Soon after his playing career ended, Wheatley took up coaching. He coached running backs at Ohio Northern University, Eastern Michigan University, Syracuse University and Michigan, and spent two seasons as head coach at Morgan State University. He also coached NFL running backs during stints with the Buffalo Bills, Jacksonville Jaguars and Denver Broncos.
These days, Wheatley feels comfortable being back home, coaching in the city and being an ambassador for Wayne State.
“We get a chance to go sit in the homes of parents of potential students who want to come to Wayne State, and we get a lot of traction, not only from student-athletes, but somebody who might live next door,” he said. “We’re the front porch of this university.
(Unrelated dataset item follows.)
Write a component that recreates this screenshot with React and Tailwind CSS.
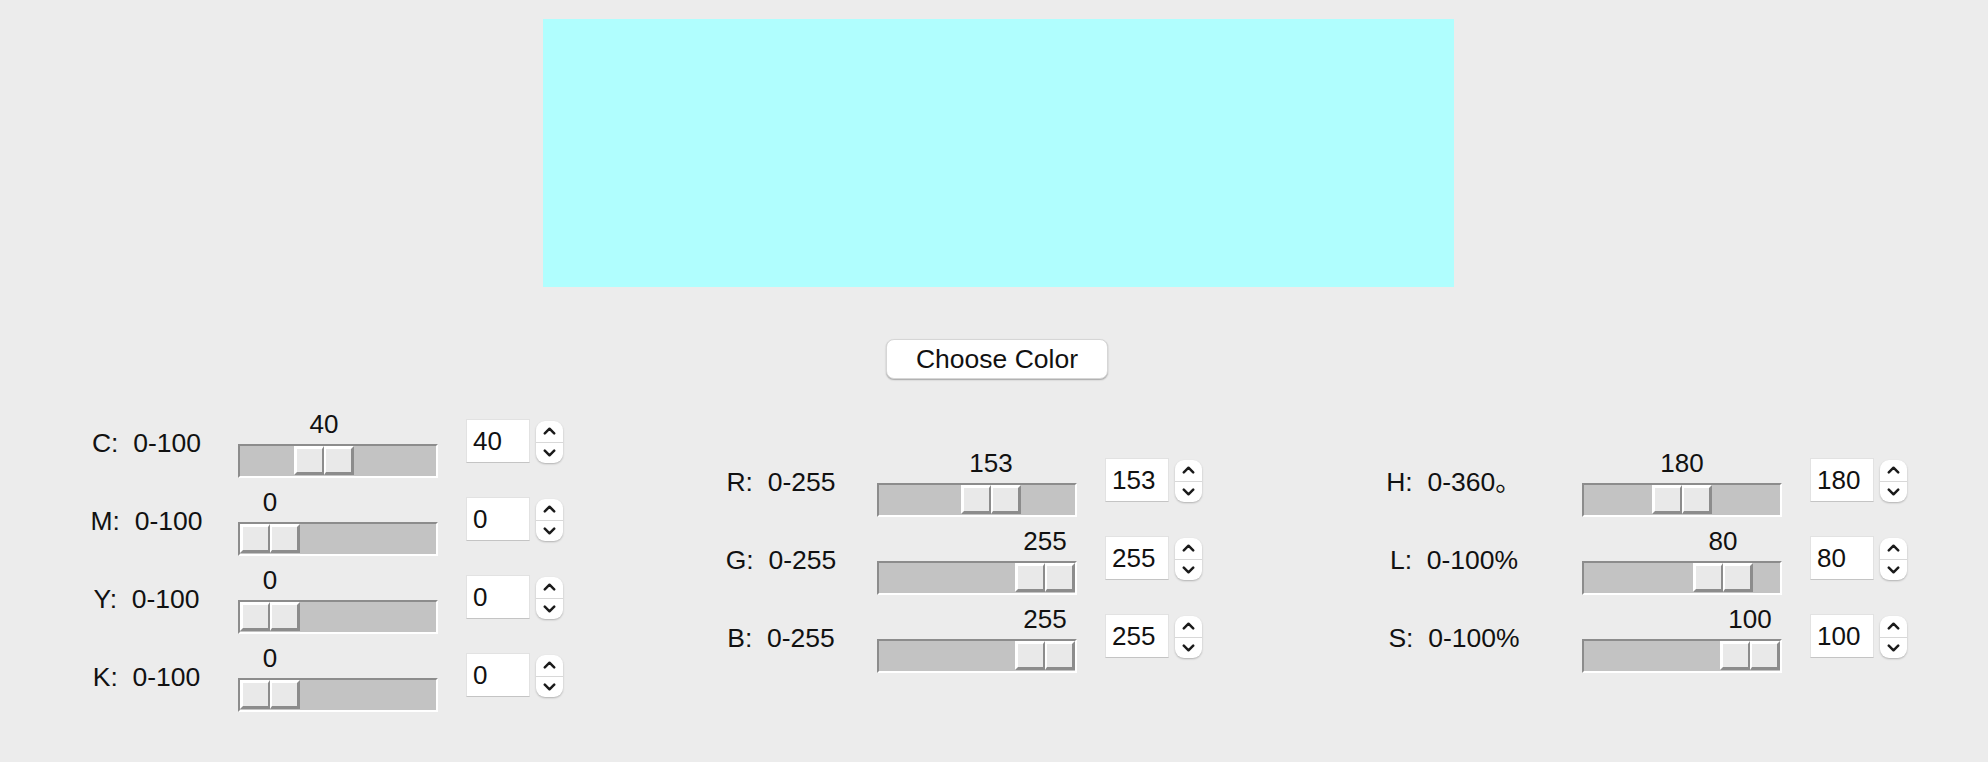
import React from 'react';

const FONT = "font-['Liberation_Sans',Arial,'Noto_Sans_CJK_SC',sans-serif]";

function Thumb({ offset }) {
  return (
    <div className="absolute top-0 h-[29px] flex" style={{ left: offset }}>
      <div className="w-[30px] h-full bg-[#e9e9e9] border-t-[3px] border-l-[3px] border-b-[3px] border-r-2 border-t-white border-l-white border-b-[#8c8c8c] border-r-[#8c8c8c]" />
      <div className="w-[30px] h-full bg-[#e9e9e9] border-t-[3px] border-l-2 border-b-[3px] border-r-[3px] border-t-white border-l-white border-b-[#8c8c8c] border-r-[#8c8c8c]" />
    </div>
  );
}

function Slider({ value, max }) {
  const offset = Math.round((value / max) * 136);
  return (
    <div className="flex flex-col w-[200px]">
      <div className="relative h-[29px]">
        <span className="absolute top-0 -translate-x-1/2 leading-[29px]" style={{ left: offset + 32 }}>
          {value}
        </span>
      </div>
      <div className="relative mt-[5px] h-[34px] bg-[#c3c3c3] border-2 border-t-[#8c8c8c] border-l-[#8c8c8c] border-b-white border-r-white">
        <Thumb offset={offset} />
      </div>
    </div>
  );
}

function Spinner() {
  return (
    <div className="ml-[6px] mb-[4px] w-[27px] h-[42px] bg-white rounded-[9px] shadow-[0_1px_2px_rgba(0,0,0,0.25)] flex flex-col">
      <div className="flex-1 flex items-center justify-center border-b border-[#d8d8d8]">
        <svg width="13" height="8" viewBox="0 0 13 8" fill="none">
          <path d="M1.8 6.3 L6.5 1.7 L11.2 6.3" stroke="#1a1a1a" strokeWidth="2.5" strokeLinecap="round" strokeLinejoin="round" />
        </svg>
      </div>
      <div className="flex-1 flex items-center justify-center">
        <svg width="13" height="8" viewBox="0 0 13 8" fill="none">
          <path d="M1.8 1.7 L6.5 6.3 L11.2 1.7" stroke="#1a1a1a" strokeWidth="2.5" strokeLinecap="round" strokeLinejoin="round" />
        </svg>
      </div>
    </div>
  );
}

function Row({ label, value, max, labelWidth }) {
  return (
    <div className="flex items-center h-[78px]">
      <div className="text-center whitespace-pre text-[26.5px]" style={{ width: labelWidth }}>
        {label}
      </div>
      <Slider value={value} max={max} />
      <div className="ml-[28px] mb-[6px] w-[64px] h-[44px] bg-white border border-[#e2e2e2] border-b-[#c4c4c4] pl-[6px] leading-[42px]">
        {value}
      </div>
      <Spinner />
    </div>
  );
}

export default function App() {
  const cmyk = [
    { label: 'C:  0-100', value: 40 },
    { label: 'M:  0-100', value: 0 },
    { label: 'Y:  0-100', value: 0 },
    { label: 'K:  0-100', value: 0 },
  ];
  const rgb = [
    { label: 'R:  0-255', value: 153 },
    { label: 'G:  0-255', value: 255 },
    { label: 'B:  0-255', value: 255 },
  ];
  const hsl = [
    { label: 'H:  0-360。', value: 180, max: 360 },
    { label: 'L:  0-100%', value: 80, max: 100 },
    { label: 'S:  0-100%', value: 100, max: 100 },
  ];

  return (
    <div className={`w-full h-[762px] bg-[#ececec] text-[26px] text-[#111] ${FONT} flex flex-col`}>
      {/* colour preview */}
      <div className="mt-[19px] ml-[543px] w-[911px] h-[268px] bg-[#b0fefe]" />

      <button className="mt-[52px] ml-[886px] w-[222px] h-[40px] bg-white rounded-[8px] border border-[#d6d6d6] shadow-[0_1px_1.5px_rgba(0,0,0,0.3)] text-[26.5px] leading-none">
        Choose Color
      </button>

      {/* sliders */}
      <div className="mt-[26px] flex items-center">
        <div className="ml-[55px] flex flex-col">
          {cmyk.map((r) => (
            <Row key={r.label} label={r.label} value={r.value} max={100} labelWidth={183} />
          ))}
        </div>
        <div className="ml-[122px] flex flex-col">
          {rgb.map((r) => (
            <Row key={r.label} label={r.label} value={r.value} max={255} labelWidth={192} />
          ))}
        </div>
        <div className="ml-[124px] flex flex-col">
          {hsl.map((r) => (
            <Row key={r.label} label={r.label} value={r.value} max={r.max} labelWidth={256} />
          ))}
        </div>
      </div>
    </div>
  );
}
This is a research institute, and I told my staff, ‘I want people to look at us and research us as to how we do things, not only how we are leaders in athletics, but personal growth and development of our athletes.”
Wheatley finished his remarks by extending an invitation to board members to visit the players and coaches.
“I would love to see you come by, come hang out,” he said. “Come to a practice, come to a game or two, come hang out so you can see what’s going on because we are not only ambassadors but we’re advocates of the university.”
The Warriors will kick off the 2023 campaign with a game at Slippery Rock University on Sept. 2. The home opener at Tom Adams Field is at 1 p.m. Sept. 9, when the Warriors will take on Missouri University of Science and Technology.